The consulting role offers:
– Brand name on the resume
– Structured learning (though arguably insufficient)
– Broader tool exposure
– Potential for faster title progression
– Immediate “data engineer” title

The experienced voices in the thread converge on one point: don’t take the pay cut. As one put it, “if it’s not a ‘HELL YES!’ it’s a ‘HELL NO!'” The internal role lets you learn while getting paid, in an environment where your business knowledge is a superpower. You can always pivot to Databricks later, but you’ll do it with actual reactor data stories that consulting peers lack.

The Fabric hate in the data engineering community is real, but it’s largely tribalism. What’s actually happening is a role convergence that benefits people who can bridge both worlds. The future belongs to professionals who can translate business requirements into technical implementations and explain technical constraints to regulators. Whether you learn that in Fabric or Databricks is secondary.
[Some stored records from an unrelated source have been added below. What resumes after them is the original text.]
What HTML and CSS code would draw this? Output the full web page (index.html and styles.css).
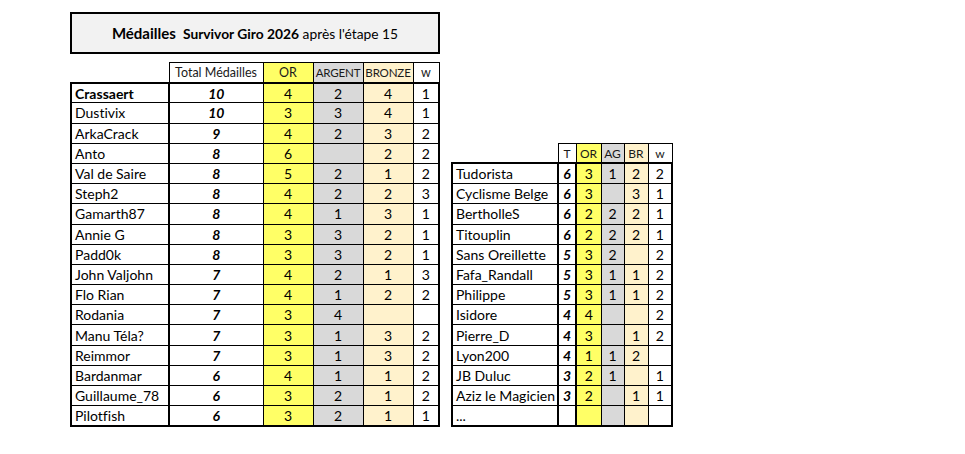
FILE: index.html
```html
<!DOCTYPE html>
<html lang="fr">
<head>
<meta charset="utf-8">
<title>Médailles Survivor Giro 2026</title>
<link rel="stylesheet" href="styles.css">
</head>
<body>
<div class="page">
  <div class="title"><span class="t1">Médailles</span>&nbsp; <span class="t2">Survivor Giro 2026</span>&nbsp;après l'étape 15</div>
  <div class="tables">
    <table class="main">
      <colgroup><col class="c-name"><col class="c-tot"><col class="c-or"><col class="c-ag"><col class="c-br"><col class="c-w"></colgroup>
      <thead>
        <tr><th class="blank"></th><th>Total Médailles</th><th class="or">OR</th><th class="ag small">ARGENT</th><th class="br small">BRONZE</th><th>w</th></tr>
      </thead>
      <tbody>
        <tr><td class="name b">Crassaert</td><td class="tot">10</td><td class="or">4</td><td class="ag">2</td><td class="br">4</td><td>1</td></tr>
        <tr><td class="name">Dustivix</td><td class="tot">10</td><td class="or">3</td><td class="ag">3</td><td class="br">4</td><td>1</td></tr>
        <tr><td class="name">ArkaCrack</td><td class="tot">9</td><td class="or">4</td><td class="ag">2</td><td class="br">3</td><td>2</td></tr>
        <tr><td class="name">Anto</td><td class="tot">8</td><td class="or">6</td><td class="ag"></td><td class="br">2</td><td>2</td></tr>
        <tr><td class="name">Val de Saire</td><td class="tot">8</td><td class="or">5</td><td class="ag">2</td><td class="br">1</td><td>2</td></tr>
        <tr><td class="name">Steph2</td><td class="tot">8</td><td class="or">4</td><td class="ag">2</td><td class="br">2</td><td>3</td></tr>
        <tr><td class="name">Gamarth87</td><td class="tot">8</td><td class="or">4</td><td class="ag">1</td><td class="br">3</td><td>1</td></tr>
        <tr><td class="name">Annie G</td><td class="tot">8</td><td class="or">3</td><td class="ag">3</td><td class="br">2</td><td>1</td></tr>
        <tr><td class="name">Padd0k</td><td class="tot">8</td><td class="or">3</td><td class="ag">3</td><td class="br">2</td><td>1</td></tr>
        <tr><td class="name">John Valjohn</td><td class="tot">7</td><td class="or">4</td><td class="ag">2</td><td class="br">1</td><td>3</td></tr>
        <tr><td class="name">Flo Rian</td><td class="tot">7</td><td class="or">4</td><td class="ag">1</td><td class="br">2</td><td>2</td></tr>
        <tr><td class="name">Rodania</td><td class="tot">7</td><td class="or">3</td><td class="ag">4</td><td class="br"></td><td></td></tr>
        <tr><td class="name">Manu Téla?</td><td class="tot">7</td><td class="or">3</td><td class="ag">1</td><td class="br">3</td><td>2</td></tr>
        <tr><td class="name">Reimmor</td><td class="tot">7</td><td class="or">3</td><td class="ag">1</td><td class="br">3</td><td>2</td></tr>
        <tr><td class="name">Bardanmar</td><td class="tot">6</td><td class="or">4</td><td class="ag">1</td><td class="br">1</td><td>2</td></tr>
        <tr><td class="name">Guillaume_78</td><td class="tot">6</td><td class="or">3</td><td class="ag">2</td><td class="br">1</td><td>2</td></tr>
        <tr><td class="name">Pilotfish</td><td class="tot">6</td><td class="or">3</td><td class="ag">2</td><td class="br">1</td><td>1</td></tr>
      </tbody>
    </table>
    <table class="side">
      <colgroup><col class="s-name"><col class="s-t"><col class="s-or"><col class="s-ag"><col class="s-br"><col class="s-w"></colgroup>
      <thead>
        <tr><th class="blank"></th><th>T</th><th class="or">OR</th><th class="ag">AG</th><th class="br">BR</th><th>w</th></tr>
      </thead>
      <tbody>
        <tr><td class="name">Tudorista</td><td class="tot">6</td><td class="or">3</td><td class="ag">1</td><td class="br">2</td><td>2</td></tr>
        <tr><td class="name">Cyclisme Belge</td><td class="tot">6</td><td class="or">3</td><td class="ag"></td><td class="br">3</td><td>1</td></tr>
        <tr><td class="name">BertholleS</td><td class="tot">6</td><td class="or">2</td><td class="ag">2</td><td class="br">2</td><td>1</td></tr>
        <tr><td class="name">Titouplin</td><td class="tot">6</td><td class="or">2</td><td class="ag">2</td><td class="br">2</td><td>1</td></tr>
        <tr><td class="name">Sans Oreillette</td><td class="tot">5</td><td class="or">3</td><td class="ag">2</td><td class="br"></td><td>2</td></tr>
        <tr><td class="name">Fafa_Randall</td><td class="tot">5</td><td class="or">3</td><td class="ag">1</td><td class="br">1</td><td>2</td></tr>
        <tr><td class="name">Philippe</td><td class="tot">5</td><td class="or">3</td><td class="ag">1</td><td class="br">1</td><td>2</td></tr>
        <tr><td class="name">Isidore</td><td class="tot">4</td><td class="or">4</td><td class="ag"></td><td class="br"></td><td>2</td></tr>
        <tr><td class="name">Pierre_D</td><td class="tot">4</td><td class="or">3</td><td class="ag"></td><td class="br">1</td><td>2</td></tr>
        <tr><td class="name">Lyon200</td><td class="tot">4</td><td class="or">1</td><td class="ag">1</td><td class="br">2</td><td></td></tr>
        <tr><td class="name">JB Duluc</td><td class="tot">3</td><td class="or">2</td><td class="ag">1</td><td class="br"></td><td>1</td></tr>
        <tr><td class="name">Aziz le Magicien</td><td class="tot">3</td><td class="or">2</td><td class="ag"></td><td class="br">1</td><td>1</td></tr>
        <tr><td class="name">...</td><td class="tot"></td><td class="or"></td><td class="ag"></td><td class="br"></td><td></td></tr>
      </tbody>
    </table>
  </div>
</div>
</body>
</html>
```
FILE: styles.css
```css
html, body {
  margin: 0;
  background: #ffffff;
}
body {
  font-family: Lato, "Open Sans", "Liberation Sans", sans-serif;
  font-variant-ligatures: none;
  color: #000;
}
.page {
  padding: 12px 0 0 70px;
}
.title {
  box-sizing: border-box;
  width: 370px;
  height: 42px;
  border: 2px solid #000;
  background: #f2f2f2;
  display: flex;
  align-items: center;
  justify-content: center;
  font-size: 13.8px;
  white-space: pre;
}
.title .t1 {
  font-weight: 700;
  font-size: 15px;
}
.title .t2 {
  font-weight: 700;
}
.tables {
  display: flex;
  align-items: flex-end;
  gap: 11px;
  margin-top: 8px;
}
table {
  border-collapse: collapse;
  table-layout: fixed;
}
tr {
  height: 20.2px;
}
th, td {
  padding: 0;
  border: 1px solid #000;
  text-align: center;
  font-size: 14px;
  white-space: nowrap;
  overflow: hidden;
}
th {
  font-weight: 400;
  font-size: 12.5px;
  color: #1a1a1a;
}
th.blank {
  border: none;
}
tbody {
  border: 2px solid #000;
}
td.name {
  text-align: left;
  padding-left: 3px;
  border-right: 2px solid #000;
}
td.b {
  font-weight: 700;
}
td.tot {
  font-weight: 700;
  font-style: italic;
}
.or { background: #ffff66; }
.ag { background: #d9d9d9; }
.br { background: #fff2cc; }

.main { width: 368px; }
.main .c-name { width: 98px; }
.main .c-tot { width: 94px; }
.main .c-or { width: 50px; }
.main .c-ag { width: 50px; }
.main .c-br { width: 50px; }
.main .c-w { width: 26px; }
.main th { font-size: 12.5px; }
.main th.small { font-size: 11.6px; letter-spacing: -0.2px; }

.side { width: 220px; }
.side .s-name { width: 106px; }
.side .s-t { width: 18px; }
.side .s-or { width: 25px; }
.side .s-ag { width: 23px; }
.side .s-br { width: 24px; }
.side .s-w { width: 24px; }
.side td.tot { border-right: 2px solid #000; }
.side th { font-size: 12px; }
```
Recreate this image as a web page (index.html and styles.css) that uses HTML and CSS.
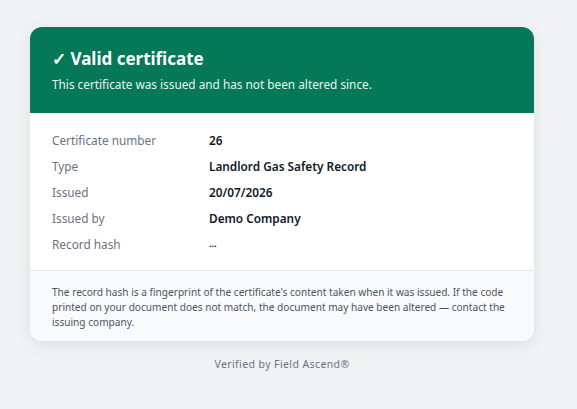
FILE: index.html
```html
<!DOCTYPE html>
<html lang="en">
<head>
<meta charset="utf-8">
<title>Certificate verification</title>
<link rel="stylesheet" href="styles.css">
</head>
<body>
<main class="page">
  <section class="card">
    <header class="card-head">
      <h1 class="title">✓ Valid certificate</h1>
      <p class="subtitle">This certificate was issued and has not been altered since.</p>
    </header>
    <dl class="details">
      <div class="row"><dt>Certificate number</dt><dd>26</dd></div>
      <div class="row"><dt>Type</dt><dd>Landlord Gas Safety Record</dd></div>
      <div class="row"><dt>Issued</dt><dd>20/07/2026</dd></div>
      <div class="row"><dt>Issued by</dt><dd>Demo Company</dd></div>
      <div class="row"><dt>Record hash</dt><dd class="hash">…</dd></div>
    </dl>
    <footer class="card-foot">
      The record hash is a fingerprint of the certificate's content taken when it was issued. If the code printed on your document does not match, the document may have been altered — contact the issuing company.
    </footer>
  </section>
  <p class="verified">Verified by Field Ascend®</p>
</main>
</body>
</html>
```

FILE: styles.css
```css
* { box-sizing: border-box; }
html, body { margin: 0; padding: 0; }
body {
  background: #f1f2f4;
  font-family: "Segoe UI", "Noto Sans", "Open Sans", sans-serif;
  color: #111827;
}
.page {
  padding: 27px 30px;
}
.card {
  max-width: 504px;
  background: #ffffff;
  border-radius: 12px;
  overflow: hidden;
  box-shadow: 0 4px 14px rgba(0, 0, 0, 0.08);
}
.card-head {
  background: #047857;
  color: #ffffff;
  padding: 20px 22px 20px;
}
.title {
  margin: 0;
  font-size: 17px;
  font-weight: 700;
  line-height: 24px;
}
.subtitle {
  margin: 4px 0 0;
  font-size: 11.8px;
  line-height: 18px;
  color: #e7f4ee;
}
.details {
  margin: 0;
  padding: 14px 22px 13px;
}
.row {
  display: grid;
  grid-template-columns: 157px 1fr;
  line-height: 26px;
  font-size: 11.8px;
}
.row dt { color: #6b7280; }
.row dd { margin: 0; font-weight: 600; color: #111827; }
.row .hash { font-size: 9px; font-weight: 700; color: #111827; }
.card-foot {
  background: #f9fafb;
  border-top: 1px solid #e5e7eb;
  padding: 14px 22px 11px;
  font-size: 10.1px;
  line-height: 15px;
  color: #4b5563;
}
.verified {
  margin: 16px 0 0;
  max-width: 504px;
  text-align: center;
  font-size: 10.5px;
  color: #6b7280;
  letter-spacing: 0.4px;
}
```
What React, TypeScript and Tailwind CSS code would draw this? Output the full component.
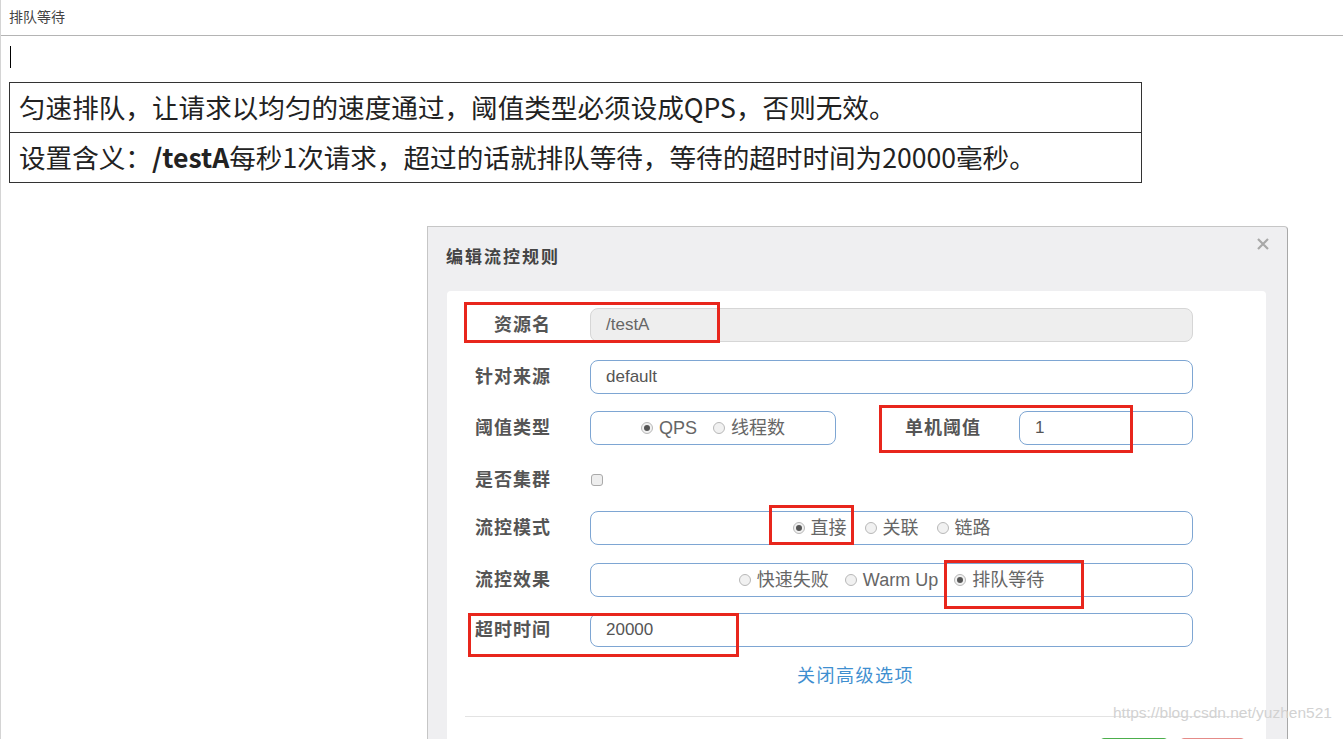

The Bottom Line for Leaders

If you’re managing data teams in regulated industries, stop pretending the BI/DE wall still exists. Your BI developers are already writing complex SQL and managing pipelines. Your data engineers are already making business logic decisions. Formalize this convergence:

  • Create hybrid roles with clear responsibility matrices
  • Invest in upskilling BI developers on software engineering principles (git, testing, CI/CD)
  • Pair data engineers with domain experts on every project
  • Audit your tools based on whether they teach concepts or just hide complexity
  • Document data lineage and decision logic as rigorously as you audit financial records

The controversy isn’t about Fabric versus Databricks. It’s about whether we’re building teams that understand their systems or just operate them. In nuclear power, or healthcare, or finance, that distinction isn’t just career-limiting. It’s potentially catastrophic.

Choose depth. Choose understanding. Choose the path that forces you to explain your decisions to a skeptical auditor at 8 AM. Everything else is just vendor marketing.